To give you a flavour of it, here is a list of thirty interesting things that happened:
- Adrian Gunn Wilson shared ‘how to split a (big) log’ (“branches are bad”) [video]
- Rob Mortimer asked ‘Can video games be art?’
- Eugenie Harvey on changing the world for a fiver (“buy it from the website“)
- Richard Wilson on making TV programmes (and the idea that user generated content for TV is being reversed by TV producers making lots of pilots and taster tapes which end up on YouTube)
- Jennifer Bell’s ‘nine tips for making a better erotic film’ included “be reasonably flexible”, but it’s not what you think.
- Jack Schulze on his love of comics (hyper-time, The Filth, and more) [slides]
- Ann Ward asked, ‘Is it just me, or is everything nice?’ while sitting down and showing us a wide array of very nice things and getting us excited about the ‘nothing to see here‘ project. (“people on Flickr have good manners”) [slides]
- Tom Lewis-Reynier proved that he doesn’t really know anything about the History Of Knots, but can make up some really very funny stuff. [video]
- Sponsor plug: Folksy (who were doing cool things in the lobby, including an ambient orb from an Argos lamp for a tenner)
- Rhodri Marsden gave us a rendition of Wichita Lineman on a saw
- Lunch break (the cafe in Red Lion Square opened specially for the event)
- Lloyd Davis led us in a relaxing group meditation/breathing thingy (“om…”) [words]
- Chris Heathcote hilariously deconstructed egg, bacon, chips and beans using maltodextin to powderise the bacon fat, and calcium gluconate, calcium lactate and xanthan gum mixed with baked bean slurry and a bath of water, sodium alginate and sodium citrate to perform ‘inverse spherification’, and nitrous oxide to foam the potato. [slides, video]
- ‘I like printing’ by Tim Milne (the use of printing is being changed by digital media in the same way the purpose of painting was changed by the introduction of photography)
- Rebecca ‘Beeker‘ Northam on ‘What I have learned from Ibsen and the Muppets’ (8 things, including “be objectionable”) [video]
- ‘A series of tubes’ by Tom Armitage (on Ted Stephens: “thank you for using a metaphor that didn’t totally suck”) [slides, video]
- Seb Palmer on Skateboarding and Moving Units
- Matthew d’Ancona on ‘Orson Welles and YouTube’ (the editor of the Spectator does a great Al Pacino impression) [video]
- The discovery of Finity by Tommi Brem [video]
- Deb Kahn invited us to draw each other without looking at the paper, then draw things about our lives and tell someone about it, then remember what they told us (and consider we remembered fell into being either challenge, delivery, image, unexpected, empathy, or humour) [presentation]
- Tea and scones!
- The Electroplankton Quartet played
- Sponsor plug: King of Shaves (“while you lot were learning HTML, diddling with websites and learning to Twitter, shaving was changing…”)

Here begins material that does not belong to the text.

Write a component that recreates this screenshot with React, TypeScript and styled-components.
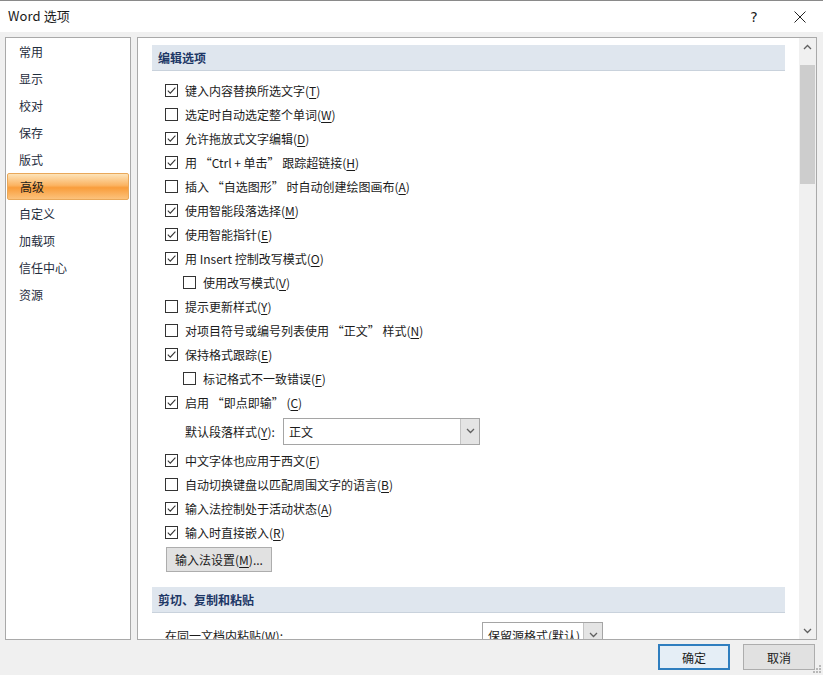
import React from "react";
import styled, { createGlobalStyle, css } from "styled-components";

const GlobalStyle = createGlobalStyle`
  html, body { margin: 0; padding: 0; background: #f0f0f0; }
  body {
    font-family: "Noto Sans CJK SC", "Noto Sans", sans-serif;
    font-size: 12px;
    color: #1b1b1b;
  }
  * { box-sizing: border-box; }
`;

const Window = styled.div`
  position: relative;
  width: 823px;
  height: 675px;
  display: flex;
  flex-direction: column;
  background: #f0f0f0;
  overflow: hidden;
`;

const TitleBar = styled.div`
  height: 32px;
  flex: none;
  display: flex;
  align-items: center;
  background: #ffffff;
  border-top: 1px solid #8a8a8a;
  padding-left: 8px;
`;

const Title = styled.div`
  flex: 1;
  font-size: 13px;
  color: #1a1a1a;
  letter-spacing: 0.1px;
  margin-top: -2px;
`;

const TitleButton = styled.div<{ $w: number }>`
  width: ${(p) => p.$w}px;
  height: 31px;
  display: flex;
  align-items: center;
  justify-content: center;
  font-family: "DejaVu Sans", sans-serif;
  font-size: 14px;
  color: #1a1a1a;
`;

const Body = styled.div`
  height: 608px;
  flex: none;
  display: flex;
  gap: 6px;
  padding: 5px 6px 0 5px;
`;

const NavPanel = styled.div`
  width: 126px;
  flex: none;
  height: 603px;
  background: #ffffff;
  border: 1px solid #a9a9a9;
  padding-top: 0;
  display: flex;
  flex-direction: column;
`;

const NavItem = styled.div<{ $active?: boolean }>`
  height: 27px;
  display: flex;
  align-items: center;
  padding-left: 13px;
  color: #1f2d3d;
  ${(p) =>
    p.$active &&
    css`
      margin: 0 1px;
      padding-left: 12px;
      color: #1a1a1a;
      border: 1px solid #e9a85a;
      border-radius: 2px;
      background: linear-gradient(
        to bottom,
        #fde3b8 0%,
        #fbb463 45%,
        #f99d3b 55%,
        #fcc27c 100%
      );
    `}
`;

const ContentPanel = styled.div`
  flex: 1;
  height: 603px;
  background: #ffffff;
  border: 1px solid #a9a9a9;
  display: flex;
  overflow: hidden;
`;

const ScrollArea = styled.div`
  flex: 1;
  overflow: hidden;
  padding: 7px 14px 0 14px;
`;

const SectionHeader = styled.div<{ $top?: number }>`
  height: 26px;
  display: flex;
  align-items: center;
  padding-left: 6px;
  margin-top: ${(p) => p.$top ?? 0}px;
  background: #dfe6ee;
  border-bottom: 1px solid #c9d2dc;
  font-weight: bold;
  color: #1d3766;
`;

const Rows = styled.div`
  display: flex;
  flex-direction: column;
  padding-top: 7px;
`;

const Row = styled.div<{ $indent?: boolean }>`
  height: 24px;
  display: flex;
  align-items: center;
  gap: 7px;
  padding-left: ${(p) => (p.$indent ? 31 : 13)}px;
`;

const Box = styled.span`
  width: 13px;
  height: 13px;
  flex: none;
  border: 1px solid #333333;
  background: #ffffff;
  display: flex;
  align-items: center;
  justify-content: center;
`;

const Key = styled.span`
  text-decoration: underline;
  text-underline-offset: 2px;
`;

const SelectRow = styled.div`
  height: 34px;
  display: flex;
  align-items: center;
  padding-left: 33px;
`;

const SelectLabel = styled.span<{ $w: number }>`
  width: ${(p) => p.$w}px;
  flex: none;
`;

const Select = styled.div<{ $w: number; $h: number }>`
  width: ${(p) => p.$w}px;
  height: ${(p) => p.$h}px;
  display: flex;
  align-items: stretch;
  border: 1px solid #a5a5a5;
  background: #ffffff;
`;

const SelectValue = styled.div`
  flex: 1;
  display: flex;
  align-items: center;
  padding-left: 5px;
  white-space: nowrap;
  overflow: hidden;
`;

const SelectArrow = styled.div`
  width: 19px;
  flex: none;
  display: flex;
  align-items: center;
  justify-content: center;
  background: #e4e4e4;
  border-left: 1px solid #c4c4c4;
`;

const PlainButton = styled.div`
  margin: 3px 0 0 14px;
  width: 106px;
  height: 25px;
  display: flex;
  align-items: center;
  justify-content: center;
  background: #e1e1e1;
  border: 1px solid #adadad;
`;

const PasteRow = styled.div`
  margin-top: 9px;
  height: 26px;
  display: flex;
  align-items: center;
  padding-left: 13px;
`;

const ScrollBar = styled.div`
  width: 17px;
  flex: none;
  background: #f0f0f0;
  display: flex;
  flex-direction: column;
  align-items: center;
`;

const ScrollArrow = styled.div`
  height: 17px;
  width: 17px;
  flex: none;
  display: flex;
  align-items: center;
  justify-content: center;
`;

const Thumb = styled.div`
  width: 15px;
  height: 119px;
  margin-top: 10px;
  background: #cdcdcd;
  flex: none;
`;

const Spacer = styled.div`
  flex: 1;
`;

const Footer = styled.div`
  flex: 1;
  display: flex;
  justify-content: flex-end;
  align-items: flex-start;
  gap: 13px;
  padding: 4px 8px 0 0;
`;

const DialogButton = styled.div<{ $primary?: boolean }>`
  width: 72px;
  height: 26px;
  display: flex;
  align-items: center;
  justify-content: center;
  background: #e1e1e1;
  border: 1px solid ${(p) => (p.$primary ? "#2f7ebf" : "#adadad")};
  ${(p) =>
    p.$primary &&
    css`
      box-shadow: inset 0 0 0 1px #2f7ebf;
      background: #e5eef6;
    `}
`;

const Grip = styled.svg`
  position: absolute;
  right: 1px;
  bottom: 1px;
`;

const Check = () => (
  <svg width="11" height="11" viewBox="0 0 11 11">
    <path d="M1.8 5.6 L4.3 8.1 L9.4 2.6" fill="none" stroke="#333" strokeWidth="1.1" />
  </svg>
);

const Chevron = ({ up }: { up?: boolean }) => (
  <svg width="9" height="6" viewBox="0 0 9 6">
    <path
      d={up ? "M1 5 L4.5 1.5 L8 5" : "M1 1 L4.5 4.5 L8 1"}
      fill="none"
      stroke="#606060"
      strokeWidth="1.3"
    />
  </svg>
);

const Label = ({ text }: { text: string }) => {
  const i = text.indexOf("&");
  if (i < 0) return <span>{text}</span>;
  return (
    <span>
      {text.slice(0, i)}
      <Key>{text[i + 1]}</Key>
      {text.slice(i + 2)}
    </span>
  );
};

type Opt = { t: string; c: boolean; ind?: boolean };

const first: Opt[] = [
  { t: "键入内容替换所选文字(&T)", c: true },
  { t: "选定时自动选定整个单词(&W)", c: false },
  { t: "允许拖放式文字编辑(&D)", c: true },
  { t: "用 “Ctrl + 单击” 跟踪超链接(&H)", c: true },
  { t: "插入 “自选图形” 时自动创建绘图画布(&A)", c: false },
  { t: "使用智能段落选择(&M)", c: true },
  { t: "使用智能指针(&E)", c: true },
  { t: "用 Insert 控制改写模式(&O)", c: true },
  { t: "使用改写模式(&V)", c: false, ind: true },
  { t: "提示更新样式(&Y)", c: false },
  { t: "对项目符号或编号列表使用 “正文” 样式(&N)", c: false },
  { t: "保持格式跟踪(&E)", c: true },
  { t: "标记格式不一致错误(&F)", c: false, ind: true },
  { t: "启用 “即点即输” (&C)", c: true },
];

const second: Opt[] = [
  { t: "中文字体也应用于西文(&F)", c: true },
  { t: "自动切换键盘以匹配周围文字的语言(&B)", c: false },
  { t: "输入法控制处于活动状态(&A)", c: true },
  { t: "输入时直接嵌入(&R)", c: true },
];

const nav = ["常用", "显示", "校对", "保存", "版式", "高级", "自定义", "加载项", "信任中心", "资源"];

const OptionRow = ({ o }: { o: Opt }) => (
  <Row $indent={o.ind}>
    <Box>{o.c && <Check />}</Box>
    <Label text={o.t} />
  </Row>
);

export default function App() {
  return (
    <>
      <GlobalStyle />
      <Window>
        <TitleBar>
          <Title>Word 选项</Title>
          <TitleButton $w={46}>?</TitleButton>
          <TitleButton $w={46}>
            <svg width="12" height="12" viewBox="0 0 12 12">
              <path d="M0.5 0.5 L11.5 11.5 M11.5 0.5 L0.5 11.5" stroke="#222" strokeWidth="1" />
            </svg>
          </TitleButton>
        </TitleBar>
        <Body>
          <NavPanel>
            {nav.map((n) => (
              <NavItem key={n} $active={n === "高级"}>
                {n}
              </NavItem>
            ))}
          </NavPanel>
          <ContentPanel>
            <ScrollArea>
              <SectionHeader>编辑选项</SectionHeader>
              <Rows>
                {first.map((o, i) => (
                  <OptionRow key={i} o={o} />
                ))}
                <SelectRow>
                  <SelectLabel $w={98}>
                    <Label text="默认段落样式(&Y):" />
                  </SelectLabel>
                  <Select $w={197} $h={27}>
                    <SelectValue>正文</SelectValue>
                    <SelectArrow>
                      <Chevron />
                    </SelectArrow>
                  </Select>
                </SelectRow>
                {second.map((o, i) => (
                  <OptionRow key={i} o={o} />
                ))}
              </Rows>
              <PlainButton>
                <Label text="输入法设置(&M)..." />
              </PlainButton>
              <SectionHeader $top={15}>剪切、复制和粘贴</SectionHeader>
              <PasteRow>
                <SelectLabel $w={317}>
                  <Label text="在同一文档内粘贴(&W):" />
                </SelectLabel>
                <Select $w={121} $h={26}>
                  <SelectValue>保留源格式(默认)</SelectValue>
                  <SelectArrow>
                    <Chevron />
                  </SelectArrow>
                </Select>
              </PasteRow>
            </ScrollArea>
            <ScrollBar>
              <ScrollArrow>
                <Chevron up />
              </ScrollArrow>
              <Thumb />
              <Spacer />
              <ScrollArrow>
                <Chevron />
              </ScrollArrow>
            </ScrollBar>
          </ContentPanel>
        </Body>
        <Footer>
          <DialogButton $primary>确定</DialogButton>
          <DialogButton>取消</DialogButton>
        </Footer>
        <Grip width="10" height="10" viewBox="0 0 10 10">
          <rect x="7" y="1" width="2" height="2" fill="#b8b8b8" />
          <rect x="4" y="4" width="2" height="2" fill="#b8b8b8" />
          <rect x="7" y="4" width="2" height="2" fill="#b8b8b8" />
          <rect x="1" y="7" width="2" height="2" fill="#b8b8b8" />
          <rect x="4" y="7" width="2" height="2" fill="#b8b8b8" />
          <rect x="7" y="7" width="2" height="2" fill="#b8b8b8" />
        </Grip>
      </Window>
    </>
  );
}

- Grant McCracken‘s hilarious appendicitis/Oprah anecdote [video]
- Fiona Romeo on the Science of Spying exhibition at Science Museum (lots more behind the scenes pics on Flickr)
- Phil Gyford on acting
- Sophie Dollar on Cezanne’s fear of touching and being touched [video]
- Andrew Hovells on swimming / doing something well (he claims not to be good at anything but swimming, yet he presents charmingly) [video, presentation]

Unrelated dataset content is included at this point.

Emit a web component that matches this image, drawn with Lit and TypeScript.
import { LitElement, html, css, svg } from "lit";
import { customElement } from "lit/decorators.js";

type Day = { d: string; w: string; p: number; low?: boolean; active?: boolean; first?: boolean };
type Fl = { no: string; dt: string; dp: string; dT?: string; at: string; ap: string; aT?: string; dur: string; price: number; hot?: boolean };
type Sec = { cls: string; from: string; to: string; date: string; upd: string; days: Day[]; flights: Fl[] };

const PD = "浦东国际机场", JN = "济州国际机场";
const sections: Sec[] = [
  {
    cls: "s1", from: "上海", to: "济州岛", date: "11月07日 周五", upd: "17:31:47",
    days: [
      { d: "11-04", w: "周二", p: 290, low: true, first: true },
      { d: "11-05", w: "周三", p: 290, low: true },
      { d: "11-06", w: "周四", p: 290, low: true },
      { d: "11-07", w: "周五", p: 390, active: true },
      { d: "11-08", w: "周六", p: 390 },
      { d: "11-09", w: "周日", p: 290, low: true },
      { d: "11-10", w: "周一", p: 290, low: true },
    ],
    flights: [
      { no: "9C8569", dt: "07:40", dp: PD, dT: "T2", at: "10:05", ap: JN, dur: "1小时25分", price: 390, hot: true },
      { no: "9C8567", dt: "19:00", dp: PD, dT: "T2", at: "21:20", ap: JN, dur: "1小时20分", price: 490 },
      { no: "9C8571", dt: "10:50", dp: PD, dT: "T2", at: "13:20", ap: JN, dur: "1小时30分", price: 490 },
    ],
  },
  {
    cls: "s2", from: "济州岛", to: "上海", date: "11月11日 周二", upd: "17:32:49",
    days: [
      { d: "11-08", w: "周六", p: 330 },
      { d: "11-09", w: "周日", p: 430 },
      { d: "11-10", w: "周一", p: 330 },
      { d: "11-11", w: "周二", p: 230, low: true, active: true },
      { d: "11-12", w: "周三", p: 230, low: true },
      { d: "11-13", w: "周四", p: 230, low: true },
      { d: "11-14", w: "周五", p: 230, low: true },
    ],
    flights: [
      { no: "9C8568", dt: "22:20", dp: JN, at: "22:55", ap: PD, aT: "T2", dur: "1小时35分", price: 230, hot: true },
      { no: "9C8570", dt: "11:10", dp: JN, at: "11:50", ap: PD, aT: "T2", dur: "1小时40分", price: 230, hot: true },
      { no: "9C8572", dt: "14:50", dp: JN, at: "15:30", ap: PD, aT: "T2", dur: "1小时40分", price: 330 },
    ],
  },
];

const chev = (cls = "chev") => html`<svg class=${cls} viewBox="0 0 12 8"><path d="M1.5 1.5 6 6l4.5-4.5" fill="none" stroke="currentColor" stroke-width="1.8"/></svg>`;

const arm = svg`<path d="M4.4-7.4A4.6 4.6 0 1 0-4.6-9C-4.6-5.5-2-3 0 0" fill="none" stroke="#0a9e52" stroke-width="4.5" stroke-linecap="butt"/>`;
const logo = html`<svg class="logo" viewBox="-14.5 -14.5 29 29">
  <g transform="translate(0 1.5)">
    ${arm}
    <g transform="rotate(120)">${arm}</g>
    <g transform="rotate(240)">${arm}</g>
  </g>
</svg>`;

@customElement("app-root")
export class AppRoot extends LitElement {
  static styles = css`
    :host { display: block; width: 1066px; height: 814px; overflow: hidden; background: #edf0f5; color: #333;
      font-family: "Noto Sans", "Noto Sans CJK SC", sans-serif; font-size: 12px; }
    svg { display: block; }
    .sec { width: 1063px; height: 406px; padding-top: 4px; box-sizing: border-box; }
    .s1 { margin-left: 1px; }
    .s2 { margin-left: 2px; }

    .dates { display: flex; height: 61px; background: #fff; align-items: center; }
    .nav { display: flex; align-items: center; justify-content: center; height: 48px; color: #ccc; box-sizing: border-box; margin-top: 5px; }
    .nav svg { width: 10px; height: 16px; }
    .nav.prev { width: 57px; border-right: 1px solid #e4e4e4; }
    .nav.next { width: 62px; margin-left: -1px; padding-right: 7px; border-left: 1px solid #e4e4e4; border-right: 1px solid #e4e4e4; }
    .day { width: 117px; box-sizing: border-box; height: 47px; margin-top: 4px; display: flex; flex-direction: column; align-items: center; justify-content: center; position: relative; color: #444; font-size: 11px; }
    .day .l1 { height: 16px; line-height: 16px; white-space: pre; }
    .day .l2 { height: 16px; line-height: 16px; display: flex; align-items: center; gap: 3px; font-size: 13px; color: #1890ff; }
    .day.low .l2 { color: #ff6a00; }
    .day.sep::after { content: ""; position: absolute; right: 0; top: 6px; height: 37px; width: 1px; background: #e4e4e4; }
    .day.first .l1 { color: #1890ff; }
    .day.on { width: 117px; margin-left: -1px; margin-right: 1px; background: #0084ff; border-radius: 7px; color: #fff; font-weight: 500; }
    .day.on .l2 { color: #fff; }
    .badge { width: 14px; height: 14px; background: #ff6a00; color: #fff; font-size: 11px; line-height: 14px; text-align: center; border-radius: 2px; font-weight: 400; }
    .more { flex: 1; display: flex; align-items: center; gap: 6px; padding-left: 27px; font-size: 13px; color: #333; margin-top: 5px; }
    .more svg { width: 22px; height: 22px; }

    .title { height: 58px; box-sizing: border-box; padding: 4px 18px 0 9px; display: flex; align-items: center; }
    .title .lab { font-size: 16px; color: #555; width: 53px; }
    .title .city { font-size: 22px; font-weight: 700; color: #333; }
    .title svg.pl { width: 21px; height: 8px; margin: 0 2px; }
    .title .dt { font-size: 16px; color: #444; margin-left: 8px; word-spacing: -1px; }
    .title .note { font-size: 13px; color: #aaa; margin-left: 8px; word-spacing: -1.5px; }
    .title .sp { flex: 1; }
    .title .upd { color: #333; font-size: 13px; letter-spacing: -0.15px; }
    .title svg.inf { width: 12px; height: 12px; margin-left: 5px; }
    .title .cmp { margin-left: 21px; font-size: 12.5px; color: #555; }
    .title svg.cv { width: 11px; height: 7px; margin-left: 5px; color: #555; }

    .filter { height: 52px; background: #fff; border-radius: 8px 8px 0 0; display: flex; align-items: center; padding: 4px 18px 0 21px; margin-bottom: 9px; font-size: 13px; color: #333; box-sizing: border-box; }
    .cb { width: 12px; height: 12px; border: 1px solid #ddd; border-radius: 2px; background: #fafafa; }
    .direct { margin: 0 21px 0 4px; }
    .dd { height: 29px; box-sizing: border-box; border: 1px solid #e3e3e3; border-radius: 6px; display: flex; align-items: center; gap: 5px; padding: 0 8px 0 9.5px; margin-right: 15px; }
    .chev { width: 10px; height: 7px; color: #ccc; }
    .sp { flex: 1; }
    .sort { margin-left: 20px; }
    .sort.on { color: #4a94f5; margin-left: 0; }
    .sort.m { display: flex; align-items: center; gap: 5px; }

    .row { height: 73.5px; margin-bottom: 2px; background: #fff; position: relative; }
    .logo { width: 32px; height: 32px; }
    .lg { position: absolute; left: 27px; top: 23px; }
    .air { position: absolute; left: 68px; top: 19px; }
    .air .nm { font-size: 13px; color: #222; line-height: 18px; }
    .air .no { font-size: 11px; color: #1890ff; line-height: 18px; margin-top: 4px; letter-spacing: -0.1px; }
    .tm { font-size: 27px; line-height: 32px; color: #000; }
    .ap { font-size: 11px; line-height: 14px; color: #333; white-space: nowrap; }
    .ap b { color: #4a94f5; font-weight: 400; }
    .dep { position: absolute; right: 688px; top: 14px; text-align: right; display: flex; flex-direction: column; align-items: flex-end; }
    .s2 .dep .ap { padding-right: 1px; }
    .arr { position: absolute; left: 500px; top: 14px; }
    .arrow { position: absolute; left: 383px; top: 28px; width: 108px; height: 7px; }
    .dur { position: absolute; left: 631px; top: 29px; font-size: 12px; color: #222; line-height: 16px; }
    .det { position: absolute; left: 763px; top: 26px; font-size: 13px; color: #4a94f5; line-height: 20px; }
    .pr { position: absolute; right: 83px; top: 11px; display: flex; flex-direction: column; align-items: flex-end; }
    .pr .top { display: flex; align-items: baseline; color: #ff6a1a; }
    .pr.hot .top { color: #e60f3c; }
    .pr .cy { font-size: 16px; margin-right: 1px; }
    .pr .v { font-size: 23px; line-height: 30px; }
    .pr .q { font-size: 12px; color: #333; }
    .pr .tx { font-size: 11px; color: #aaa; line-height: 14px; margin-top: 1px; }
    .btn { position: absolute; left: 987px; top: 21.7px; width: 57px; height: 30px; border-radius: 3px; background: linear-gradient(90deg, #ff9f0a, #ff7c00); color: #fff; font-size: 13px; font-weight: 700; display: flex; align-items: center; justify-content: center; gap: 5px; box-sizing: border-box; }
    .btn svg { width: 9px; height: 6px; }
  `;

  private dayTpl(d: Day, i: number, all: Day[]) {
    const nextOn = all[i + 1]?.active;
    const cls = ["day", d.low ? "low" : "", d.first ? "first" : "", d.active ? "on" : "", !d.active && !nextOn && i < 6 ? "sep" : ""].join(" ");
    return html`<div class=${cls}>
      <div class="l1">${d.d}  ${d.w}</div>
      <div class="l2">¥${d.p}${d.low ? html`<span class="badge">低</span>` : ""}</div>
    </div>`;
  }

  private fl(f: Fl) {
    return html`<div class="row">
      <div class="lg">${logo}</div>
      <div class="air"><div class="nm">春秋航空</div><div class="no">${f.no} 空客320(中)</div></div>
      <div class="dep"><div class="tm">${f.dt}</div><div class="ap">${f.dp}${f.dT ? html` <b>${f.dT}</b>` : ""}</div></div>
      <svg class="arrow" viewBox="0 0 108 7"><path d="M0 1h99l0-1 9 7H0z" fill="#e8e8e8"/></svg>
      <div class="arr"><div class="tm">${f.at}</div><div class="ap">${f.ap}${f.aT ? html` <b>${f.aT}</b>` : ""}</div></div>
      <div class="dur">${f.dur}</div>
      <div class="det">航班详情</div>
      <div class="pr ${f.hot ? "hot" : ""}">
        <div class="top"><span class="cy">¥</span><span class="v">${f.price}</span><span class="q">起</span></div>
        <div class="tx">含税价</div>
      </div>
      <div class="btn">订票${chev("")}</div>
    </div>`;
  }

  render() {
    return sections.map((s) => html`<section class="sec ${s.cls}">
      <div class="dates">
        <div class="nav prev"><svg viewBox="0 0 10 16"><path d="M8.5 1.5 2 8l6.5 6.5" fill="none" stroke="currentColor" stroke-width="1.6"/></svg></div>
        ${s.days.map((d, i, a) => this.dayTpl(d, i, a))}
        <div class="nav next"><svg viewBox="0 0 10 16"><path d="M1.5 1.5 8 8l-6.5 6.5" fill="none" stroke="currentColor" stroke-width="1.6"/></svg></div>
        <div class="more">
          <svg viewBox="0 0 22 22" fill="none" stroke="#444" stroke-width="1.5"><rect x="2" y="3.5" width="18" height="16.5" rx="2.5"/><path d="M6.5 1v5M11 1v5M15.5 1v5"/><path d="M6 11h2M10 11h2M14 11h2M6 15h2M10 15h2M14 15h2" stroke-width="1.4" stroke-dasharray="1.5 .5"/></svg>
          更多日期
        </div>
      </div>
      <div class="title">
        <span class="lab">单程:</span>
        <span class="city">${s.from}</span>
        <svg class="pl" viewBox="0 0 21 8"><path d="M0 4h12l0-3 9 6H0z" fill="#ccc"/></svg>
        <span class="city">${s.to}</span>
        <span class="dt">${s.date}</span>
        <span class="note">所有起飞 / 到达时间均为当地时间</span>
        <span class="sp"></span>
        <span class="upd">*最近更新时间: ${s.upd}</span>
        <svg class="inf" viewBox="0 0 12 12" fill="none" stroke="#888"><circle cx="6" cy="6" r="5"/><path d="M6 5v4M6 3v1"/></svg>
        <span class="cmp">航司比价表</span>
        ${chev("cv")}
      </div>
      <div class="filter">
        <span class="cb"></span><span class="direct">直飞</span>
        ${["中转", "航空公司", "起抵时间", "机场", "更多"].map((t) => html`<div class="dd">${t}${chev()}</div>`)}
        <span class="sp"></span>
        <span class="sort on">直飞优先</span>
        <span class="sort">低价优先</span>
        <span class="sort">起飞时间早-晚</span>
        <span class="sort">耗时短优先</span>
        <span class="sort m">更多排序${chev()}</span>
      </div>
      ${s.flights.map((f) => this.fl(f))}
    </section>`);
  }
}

- Dave ‘funkypancake’ showed us some amusing and beautiful photos (the prog-rock sounding “Pedestrian Casualty Reduction Signal Timing Experiment” sign was a personal favourite) [video, slides]
- The Vernacular of the Spectacular (Matt ‘blackbelt‘ Jones) including the importance of play [slides, reading list, video]
I wanted to make something shorter, but that’s just the bare minimum. In addition to the scones and Yorkshire Tea and biscuits, there were also lots of Innocent smoothies and apples provided. The format, with lots of short presentations, worked brilliantly. The low ticket price of £20 had some interesting side effects; there was no sense of entitlement. People willingly volunteered to help set up and clear up afterwards. No lunch provided? Who is going to complain, especially when the cafe in the square has opened especially for us. No wifi (and I usually complain bitterly about this)? Bah, who needs it, when Matt Jones has carefully designed a slowscanningsketchbloggingsysteme, with actual in-trays and actual paper. (The scanned paper-blogged posts are already online).
In short, there was a really relaxed atmosphere, and everyone seemed equally as thrilled as I was to have been there.
This was by far the nicest and most interesting conference I’ve been to all year, and I do really hope Russell does it again.